→ Your task
Leave out the pictures, then reproduce the rest of the material exactly.

==== Collected data

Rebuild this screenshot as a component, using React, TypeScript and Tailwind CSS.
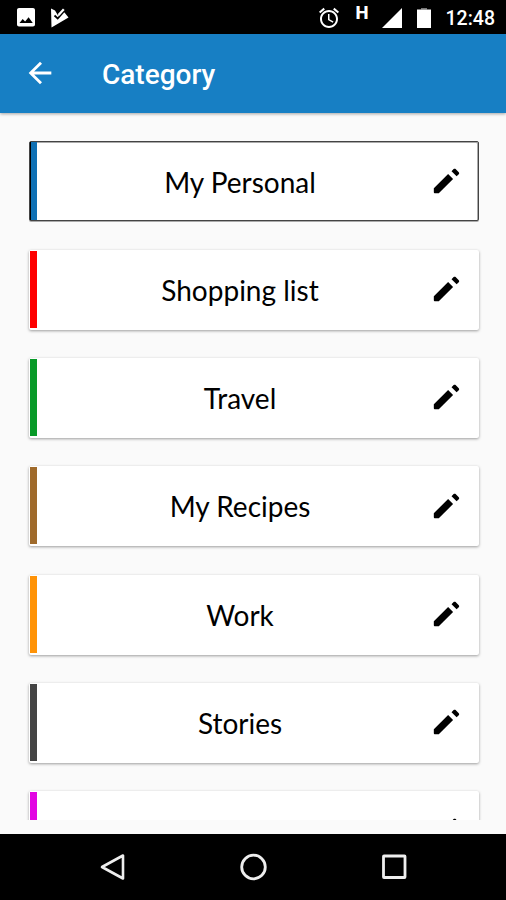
interface Category {
  name: string
  color: string
  selected?: boolean
}

const categories: Array<Category> = [
  { name: 'My Personal', color: 'bg-[#0f70b4]', selected: true },
  { name: 'Shopping list', color: 'bg-[#fe0000]' },
  { name: 'Travel', color: 'bg-[#089a28]' },
  { name: 'My Recipes', color: 'bg-[#9f6a2b]' },
  { name: 'Work', color: 'bg-[#ff9307]' },
  { name: 'Stories', color: 'bg-[#444444]' },
  { name: '', color: 'bg-[#e205e2]' },
]

function StatusBar() {
  return (
    <div className="flex h-[34px] shrink-0 items-center justify-between bg-black pr-[11px] pl-[14px] text-white">
      <div className="flex items-center gap-[11px]">
        <svg className="h-6 w-6" viewBox="0 0 24 24" fill="currentColor">
          <path d="M21 19.500V5c0-1.100-.900-2-2-2H5c-1.100 0-2 .900-2 2v14.500c0 1.100.900 2 2 2h14c1.100 0 2-.900 2-2zM5.500 18l3.200-4 2.400 2.600 3.500-4.300 4.200 5.700z" />
        </svg>
        <svg className="mt-px h-5 w-5" viewBox="0 0 20 20">
          <path
            d="M2 .500 6 2.500 9 7.500 12 4.500 15.500 4.500 19.500 9.400 2.500 19.500z"
            fill="currentColor"
          />
          <path d="M5.500 7.500 8.700 10.500 14.500 4" fill="none" stroke="black" strokeWidth="1.800" />
          <path d="M9.500 7 14.800 1.300" stroke="currentColor" strokeWidth="2.200" />
        </svg>
      </div>

      <div className="flex items-center">
        <svg className="mt-px h-6 w-6" viewBox="0 0 24 24" fill="currentColor">
          <path d="M22 5.720l-4.600-3.860-1.290 1.530 4.600 3.860L22 5.720zM7.880 3.390L6.600 1.860 2 5.710l1.290 1.530 4.590-3.850zM12.500 8H11v6l4.750 2.850.75-1.230-4-2.370V8zM12 4c-4.970 0-9 4.030-9 9s4.020 9 9 9c4.970 0 9-4.030 9-9s-4.030-9-9-9zm0 16c-3.870 0-7-3.130-7-7s3.130-7 7-7 7 3.130 7 7-3.130 7-7 7z" />
        </svg>
        <span className="mb-2 ml-[15px] w-[13px] text-[18.500px] leading-none font-extrabold">
          H
        </span>
        <svg className="mt-[2px] ml-[13px] h-5 w-5" viewBox="0 0 20 20" fill="currentColor">
          <path d="M20 0v20H0z" />
        </svg>
        <svg className="mt-[2px] ml-[15px] h-5 w-[14px]" viewBox="0 0 14 20">
          <path d="M4 0h6v1.500H4z" fill="#777" />
          <path d="M0 1.500h14V20H0z" fill="currentColor" />
        </svg>
        <span className="mt-[3px] ml-[15px] text-[19.500px] leading-none font-medium">
          12:48
        </span>
      </div>
    </div>
  )
}

function AppBar() {
  return (
    <header className="z-10 flex h-[79px] shrink-0 items-center bg-[#177fc4] pl-[23px] text-white shadow-[0_1px_3px_rgba(0,0,0,0.35)]">
      <svg className="mb-px h-[34px] w-[34px]" viewBox="0 0 24 24" fill="currentColor">
        <path d="M20 11H7.830l5.590-5.590L12 4l-8 8 8 8 1.410-1.410L7.830 13H20v-2z" />
      </svg>
      <h1 className="mt-[3px] ml-[45px] text-[28px] leading-none font-medium">Category</h1>
    </header>
  )
}

function CategoryCard({ name, color, selected }: Category) {
  return (
    <li
      className={`flex h-20 shrink-0 items-center rounded-[2px] border bg-white pr-[15px] ${
        selected
          ? 'border-[#444] shadow-[inset_-1px_1px_0_#aaa,0_1px_0_#aaa]'
          : 'border-b-2 border-transparent shadow-[0_1px_3px_rgba(0,0,0,0.38)]'
      }`}
    >
      <div
        className={`w-[7px] self-stretch ${color} ${selected ? 'border-l border-black' : ''}`}
      />
      <span className="flex-1 pt-px pr-[5px] pl-[19px] text-center font-['Lato',sans-serif] text-[28px] text-black">
        {name}
      </span>
      <svg className="h-[34px] w-[34px] shrink-0" viewBox="0 0 24 24" fill="black">
        <path d="M3.400 17.100V20c0 .400.200.700.600.700h2.900L17 10.600 13.500 7 3.400 17.100zM21 7.200c.400-.400.400-1 0-1.400l-2.200-2.200c-.400-.400-1-.400-1.400 0l-1.500 1.500 3.600 3.600L21 7.200z" />
      </svg>
    </li>
  )
}

function NavigationBar() {
  return (
    <nav className="flex h-[66px] shrink-0 items-center justify-center gap-[113px] bg-black pl-[2px] text-[#eee]">
      <svg className="h-7 w-7" viewBox="0 0 28 28" fill="none" stroke="currentColor">
        <path d="M3 14 24 2.500v23z" strokeWidth="2.600" strokeLinejoin="round" />
      </svg>
      <svg className="h-7 w-7" viewBox="0 0 28 28" fill="none" stroke="currentColor">
        <circle cx="13.500" cy="14" r="11.800" strokeWidth="2.800" />
      </svg>
      <svg className="h-7 w-7" viewBox="0 0 28 28" fill="none" stroke="currentColor">
        <rect x="2.500" y="3" width="21.500" height="21.500" rx="0.500" strokeWidth="2.800" />
      </svg>
    </nav>
  )
}

export default function App() {
  return (
    <div className="flex h-[900px] w-[506px] flex-col overflow-hidden bg-[#fafafa] font-['Roboto',sans-serif]">
      <StatusBar />
      <AppBar />
      <main className="mb-[14px] min-h-0 flex-1 overflow-hidden">
        <ul className="flex flex-col gap-[28.300px] pt-[28.400px] pr-[27px] pl-[29px]">
          {categories.map((category, index) => (
            <CategoryCard key={index} {...category} />
          ))}
        </ul>
      </main>
      <NavigationBar />
    </div>
  )
}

========

→ Task response
Rebuild this screenshot as a component, using React, TypeScript and Tailwind CSS.
interface Category {
  name: string
  color: string
  selected?: boolean
}

const categories: Array<Category> = [
  { name: 'My Personal', color: 'bg-[#0f70b4]', selected: true },
  { name: 'Shopping list', color: 'bg-[#fe0000]' },
  { name: 'Travel', color: 'bg-[#089a28]' },
  { name: 'My Recipes', color: 'bg-[#9f6a2b]' },
  { name: 'Work', color: 'bg-[#ff9307]' },
  { name: 'Stories', color: 'bg-[#444444]' },
  { name: '', color: 'bg-[#e205e2]' },
]

function StatusBar() {
  return (
    <div className="flex h-[34px] shrink-0 items-center justify-between bg-black pr-[11px] pl-[14px] text-white">
      <div className="flex items-center gap-[11px]">
        <svg className="h-6 w-6" viewBox="0 0 24 24" fill="currentColor">
          <path d="M21 19.500V5c0-1.100-.900-2-2-2H5c-1.100 0-2 .900-2 2v14.500c0 1.100.900 2 2 2h14c1.100 0 2-.900 2-2zM5.500 18l3.200-4 2.400 2.600 3.500-4.300 4.200 5.700z" />
        </svg>
        <svg className="mt-px h-5 w-5" viewBox="0 0 20 20">
          <path
            d="M2 .500 6 2.500 9 7.500 12 4.500 15.500 4.500 19.500 9.400 2.500 19.500z"
            fill="currentColor"
          />
          <path d="M5.500 7.500 8.700 10.500 14.500 4" fill="none" stroke="black" strokeWidth="1.800" />
          <path d="M9.500 7 14.800 1.300" stroke="currentColor" strokeWidth="2.200" />
        </svg>
      </div>

      <div className="flex items-center">
        <svg className="mt-px h-6 w-6" viewBox="0 0 24 24" fill="currentColor">
          <path d="M22 5.720l-4.600-3.860-1.290 1.530 4.600 3.860L22 5.720zM7.880 3.390L6.600 1.860 2 5.710l1.290 1.530 4.590-3.850zM12.500 8H11v6l4.750 2.850.75-1.230-4-2.370V8zM12 4c-4.970 0-9 4.030-9 9s4.020 9 9 9c4.970 0 9-4.030 9-9s-4.030-9-9-9zm0 16c-3.870 0-7-3.130-7-7s3.130-7 7-7 7 3.130 7 7-3.130 7-7 7z" />
        </svg>
        <span className="mb-2 ml-[15px] w-[13px] text-[18.500px] leading-none font-extrabold">
          H
        </span>
        <svg className="mt-[2px] ml-[13px] h-5 w-5" viewBox="0 0 20 20" fill="currentColor">
          <path d="M20 0v20H0z" />
        </svg>
        <svg className="mt-[2px] ml-[15px] h-5 w-[14px]" viewBox="0 0 14 20">
          <path d="M4 0h6v1.500H4z" fill="#777" />
          <path d="M0 1.500h14V20H0z" fill="currentColor" />
        </svg>
        <span className="mt-[3px] ml-[15px] text-[19.500px] leading-none font-medium">
          12:48
        </span>
      </div>
    </div>
  )
}

function AppBar() {
  return (
    <header className="z-10 flex h-[79px] shrink-0 items-center bg-[#177fc4] pl-[23px] text-white shadow-[0_1px_3px_rgba(0,0,0,0.35)]">
      <svg className="mb-px h-[34px] w-[34px]" viewBox="0 0 24 24" fill="currentColor">
        <path d="M20 11H7.830l5.590-5.590L12 4l-8 8 8 8 1.410-1.410L7.830 13H20v-2z" />
      </svg>
      <h1 className="mt-[3px] ml-[45px] text-[28px] leading-none font-medium">Category</h1>
    </header>
  )
}

function CategoryCard({ name, color, selected }: Category) {
  return (
    <li
      className={`flex h-20 shrink-0 items-center rounded-[2px] border bg-white pr-[15px] ${
        selected
          ? 'border-[#444] shadow-[inset_-1px_1px_0_#aaa,0_1px_0_#aaa]'
          : 'border-b-2 border-transparent shadow-[0_1px_3px_rgba(0,0,0,0.38)]'
      }`}
    >
      <div
        className={`w-[7px] self-stretch ${color} ${selected ? 'border-l border-black' : ''}`}
      />
      <span className="flex-1 pt-px pr-[5px] pl-[19px] text-center font-['Lato',sans-serif] text-[28px] text-black">
        {name}
      </span>
      <svg className="h-[34px] w-[34px] shrink-0" viewBox="0 0 24 24" fill="black">
        <path d="M3.400 17.100V20c0 .400.200.700.600.700h2.900L17 10.600 13.500 7 3.400 17.100zM21 7.200c.400-.400.400-1 0-1.400l-2.200-2.200c-.400-.400-1-.400-1.400 0l-1.500 1.500 3.600 3.600L21 7.200z" />
      </svg>
    </li>
  )
}

function NavigationBar() {
  return (
    <nav className="flex h-[66px] shrink-0 items-center justify-center gap-[113px] bg-black pl-[2px] text-[#eee]">
      <svg className="h-7 w-7" viewBox="0 0 28 28" fill="none" stroke="currentColor">
        <path d="M3 14 24 2.500v23z" strokeWidth="2.600" strokeLinejoin="round" />
      </svg>
      <svg className="h-7 w-7" viewBox="0 0 28 28" fill="none" stroke="currentColor">
        <circle cx="13.500" cy="14" r="11.800" strokeWidth="2.800" />
      </svg>
      <svg className="h-7 w-7" viewBox="0 0 28 28" fill="none" stroke="currentColor">
        <rect x="2.500" y="3" width="21.500" height="21.500" rx="0.500" strokeWidth="2.800" />
      </svg>
    </nav>
  )
}

export default function App() {
  return (
    <div className="flex h-[900px] w-[506px] flex-col overflow-hidden bg-[#fafafa] font-['Roboto',sans-serif]">
      <StatusBar />
      <AppBar />
      <main className="mb-[14px] min-h-0 flex-1 overflow-hidden">
        <ul className="flex flex-col gap-[28.300px] pt-[28.400px] pr-[27px] pl-[29px]">
          {categories.map((category, index) => (
            <CategoryCard key={index} {...category} />
          ))}
        </ul>
      </main>
      <NavigationBar />
    </div>
  )
}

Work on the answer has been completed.